▶ [WHAT IS EXPECTED]: From the entries that follow, gather each line holding the word "Tailwind".

===== INFORMATION GIVEN

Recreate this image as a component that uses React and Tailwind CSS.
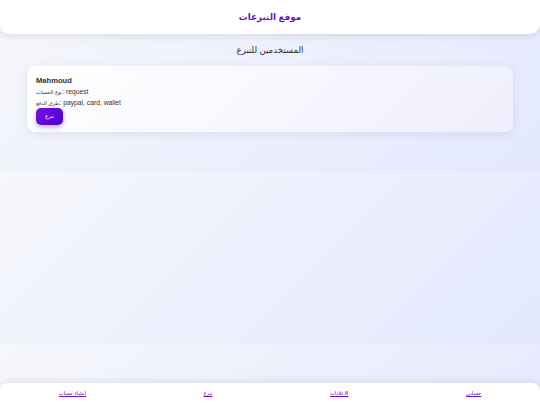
export default function App() {
  const users = [
    { name: "Mahmoud", type: "request", methods: "paypal, card, wallet" },
  ];
  const links = ["حسابي", "الاعلانات", "تبرع", "انشاء حساب"];

  return (
    <div className="min-h-[405px] bg-[linear-gradient(135deg,#f6f7fb,#e3e8fe)] bg-[length:100%_172px] bg-repeat font-['Liberation_Sans','DejaVu_Sans',sans-serif] text-[#333]">
      <header className="flex h-[34px] items-center justify-center rounded-b-[10px] bg-white shadow-[0_2px_8px_rgba(0,0,0,0.1)]">
        <h1 className="pt-[1px] text-[8.8px] font-bold text-[#6a11cb]" dir="rtl">
          موقع التبرعات
        </h1>
      </header>

      <main className="px-[27px] pt-[9px]">
        <h2 className="text-center text-[8.6px] leading-[14px]" dir="rtl">
          المستخدمين للتبرع
        </h2>

        <div className="mt-[9px] flex flex-col gap-3">
          {users.map((u, i) => (
            <div
              key={i}
              className="rounded-[8px] bg-[linear-gradient(135deg,#ffffff,#efeffd)] px-[9px] pt-[10px] pb-[7px] shadow-[0_2px_8px_rgba(80,80,160,0.12)]"
            >
              <h3 className="text-[7.6px] font-bold leading-[10px]">{u.name}</h3>
              <p className="text-[6.75px] leading-[11px]">
                <span className="text-[5.2px]">نوع الحساب</span>: {u.type}
              </p>
              <p className="text-[6.75px] leading-[10px]">
                <span className="text-[5.2px]">طرق الدفع</span>: {u.methods}
              </p>
              <button className="block h-[17px] w-[27px] rounded-[5px] bg-[linear-gradient(135deg,#7312d9,#4a00dc)] text-[5.2px] text-white shadow-[0_2px_5px_rgba(90,0,200,0.35)]">
                تبرع
              </button>
            </div>
          ))}
        </div>
      </main>

      <footer
        dir="rtl"
        className="fixed inset-x-0 bottom-0 flex h-[22px] items-center justify-around rounded-t-[8px] bg-white shadow-[0_-2px_8px_rgba(0,0,0,0.08)]"
      >
        {links.map((l) => (
          <a
            key={l}
            href="#"
            className="text-[5.2px] text-[#6a11cb] underline"
          >
            {l}
          </a>
        ))}
      </footer>
    </div>
  );
}
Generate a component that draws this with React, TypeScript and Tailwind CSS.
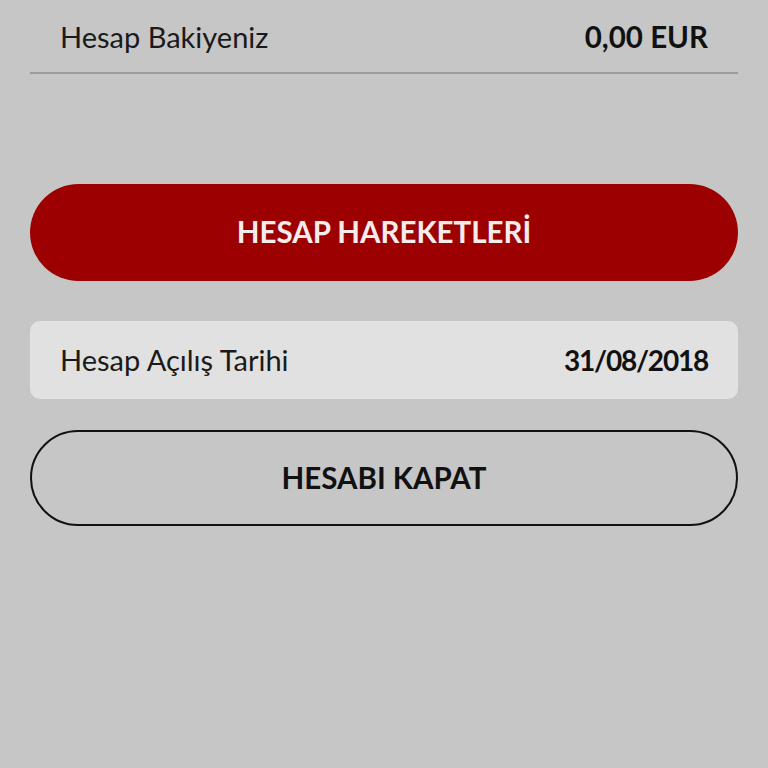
import React from 'react';

const font = { fontFamily: 'Lato, "Open Sans", sans-serif' };

export default function App() {
  return (
    <div className="min-h-[768px] w-full bg-[#c6c6c6] px-[30px]" style={font}>
      <div className="flex h-[74px] items-center justify-between border-b-2 border-[#9c9c9c] px-[30px] pt-[2px]">
        <span className="text-[29px] text-[#1a1a1a]">Hesap Bakiyeniz</span>
        <span className="text-[29.5px] font-bold text-[#111]">0,00 EUR</span>
      </div>

      <button className="mt-[110px] flex h-[97px] w-full items-center justify-center rounded-full bg-[#9d0000] text-[29.5px] font-bold text-[#f6ecec]">
        HESAP HAREKETLERİ
      </button>

      <div className="mt-[40px] flex h-[78px] items-center justify-between rounded-[10px] bg-[#e1e1e1] px-[30px]">
        <span className="text-[29px] text-[#1a1a1a]">Hesap Açılış Tarihi</span>
        <span className="text-[28px] font-bold tracking-[-1.2px] text-[#111]">31/08/2018</span>
      </div>

      <button className="mt-[31px] flex h-[96px] w-full items-center justify-center rounded-full border-2 border-[#111] text-[29.5px] font-bold text-[#111]">
        HESABI KAPAT
      </button>
    </div>
  );
}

==========

▶ [EXERCISE SOLUTION]:
Recreate this image as a component that uses React and Tailwind CSS.
Generate a component that draws this with React, TypeScript and Tailwind CSS.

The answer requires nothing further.